Dáil debates

Wednesday, 21 May 2025

7:10 am

Photo of Donnchadh Ó LaoghaireDonnchadh Ó Laoghaire (Cork South-Central, Sinn Fein)

Four and a half minutes, I think; okay. The Taoiseach in his opening speech said that it is difficult to find words for the human suffering. That is true, it is difficult to find words. It is difficult to find words for the scale of it. When before in any international situation could we have ever imagined a UN official talking about 14,000 babies potentially facing starvation within 48 hours? Can we think of any precedent that even casts the tiniest shadow on a statement like that? There is no comparison. There is no comparison for the total destruction of Gaza in terms of hospitals, schools, refugee camps and bombs raining down on innocent civilians in their tens of thousands. Hundreds of people have been killed in recent days. The potential for a ceasefire is a distant shadow at this stage. Dozens of children have died in that time. It is difficult to find the words for the scale. We are talking about 14,000 babies dying, that level of starvation. This is no flood, hurricane or crop failure. It is a result of a deliberate decision to starve people and deny them essential medical equipment and food. It is based on deeply malicious intent to punish a civilian population.

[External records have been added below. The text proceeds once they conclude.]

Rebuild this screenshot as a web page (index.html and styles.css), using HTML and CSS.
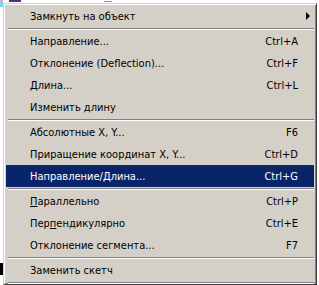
FILE: index.html
```html
<!DOCTYPE html>
<html lang="ru">
<head>
  <meta charset="UTF-8" />
  <title>Меню</title>
  <link rel="stylesheet" href="styles.css">
</head>
<body>
  <div class="desk">
    <span class="bit bit-cyan"></span>
    <span class="bit bit-purple"></span>
    <span class="bit bit-green"></span>
    <span class="bit bit-black"></span>

    <div class="menu">
      <div class="item has-sub"><span class="label">Замкнуть на объект</span><span class="key"></span></div>
      <div class="sep"></div>
      <div class="item"><span class="label">Направление...</span><span class="key">Ctrl+A</span></div>
      <div class="item"><span class="label">Отклонение (Deflection)...</span><span class="key">Ctrl+F</span></div>
      <div class="item"><span class="label">Длина...</span><span class="key">Ctrl+L</span></div>
      <div class="item"><span class="label">Изменить длину</span><span class="key"></span></div>
      <div class="sep"></div>
      <div class="item"><span class="label">Абсолютные X, Y...</span><span class="key">F6</span></div>
      <div class="item"><span class="label">Приращение координат X, Y...</span><span class="key">Ctrl+D</span></div>
      <div class="item active"><span class="label">Направление/Длина...</span><span class="key">Ctrl+G</span></div>
      <div class="sep"></div>
      <div class="item"><span class="label"><u>П</u>араллельно</span><span class="key">Ctrl+P</span></div>
      <div class="item"><span class="label">Пер<u>п</u>ендикулярно</span><span class="key">Ctrl+E</span></div>
      <div class="item"><span class="label">Отклонение сегмента...</span><span class="key">F7</span></div>
      <div class="sep"></div>
      <div class="item"><span class="label">Заменить скетч</span><span class="key"></span></div>
      <div class="sep"></div>
    </div>
  </div>
</body>
</html>
```

FILE: styles.css
```css
body {
  margin: 0;
  background: #fff;
  font-family: 'DejaVu Sans Condensed', 'DejaVu Sans', sans-serif;
  font-size: 11px;
  color: #000;
  overflow: hidden;
}

.desk {
  position: relative;
  padding: 3px 0 0 3px;
  height: 285px;
  box-sizing: border-box;
}

/* bits of the drawing behind the menu */
.bit {
  position: absolute;
  display: block;
}
.bit-cyan { left: 0; top: 0; width: 3px; height: 6px; background: #7fd8e0; border-top: 1px solid #e8a0c8; }
.bit-purple { left: 9px; top: 0; width: 12px; height: 2px; background: #5a3070; }
.bit-green { left: 104px; top: 1px; width: 8px; height: 1px; background: #60b060; }
.bit-black { left: 0; top: 263px; width: 3px; height: 12px; background: #000; }

.menu {
  width: 314px;
  box-sizing: border-box;
  background: #d4d0c8;
  border: 1px solid;
  border-color: #d4d0c8 #404040 #404040 #d4d0c8;
  box-shadow: inset 1px 1px #fff, inset -1px -1px #808080;
  padding: 1px 2px 0 2px;
}

.item {
  display: grid;
  grid-template-columns: 1fr auto 16px;
  align-items: center;
  height: 22px;
  padding-left: 24px;
  white-space: nowrap;
}

.item::after {
  content: '';
}

.item.has-sub::after {
  width: 0;
  height: 0;
  margin-left: 8px;
  border-left: 4px solid #000;
  border-top: 4px solid transparent;
  border-bottom: 4px solid transparent;
}

.item.active {
  background: #0a246a;
  color: #fff;
}

.key {
  text-align: right;
}

.sep {
  margin-top: 1px;
  margin-left: 2px;
  border-top: 1px solid #808080;
  border-bottom: 1px solid #fff;
  height: 0;
}
```
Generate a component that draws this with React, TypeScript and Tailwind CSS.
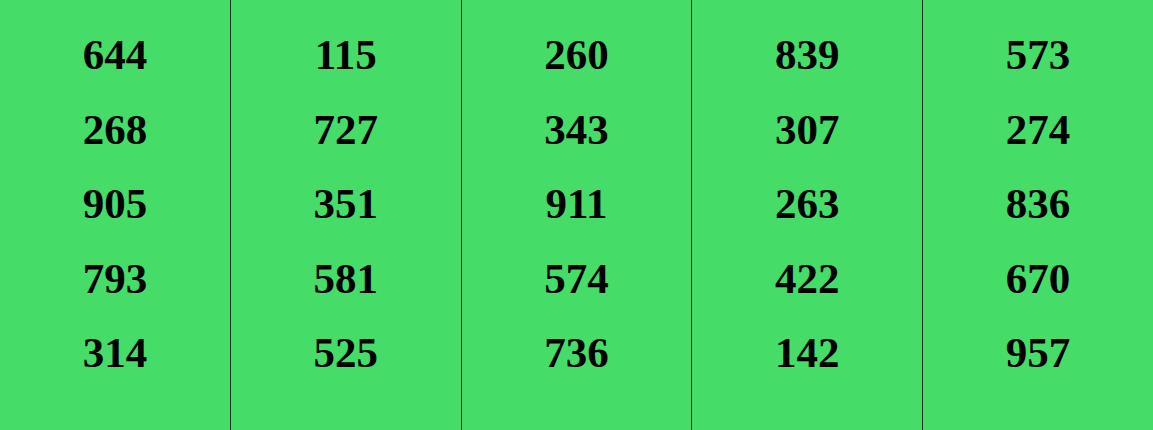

If it is difficult to find words in terms of scale, it is even more difficult to find words in terms of the individual and the pain, with families completely wiped out, children left without anybody in the world, communities wiped out, with their histories, their stories and everyone belonging to them completely gone. I refer to the pain mothers and fathers must feel and the pain children must feel when they think of their parents and everyone belonging to them now gone. I extend that point to say that pain exists for every human. Like the Taoiseach, I condemn the attacks on 7 October and the pain their relatives felt. There is no justification for that either but how could that occasion this level of collective punishment on a civilian population on a scale we can hardly imagine? Out of 35 hospitals, 33 are damaged. These are the very hospitals that are trying to deal with the carnage, the bombings, the starvation and every possible kind of human suffering off the back of that. These hospitals are struggling to survive. Maybe we struggle to find words. Some words do matter; I will say that too. "War crimes" - it matters to say that. It also matters to say "genocide".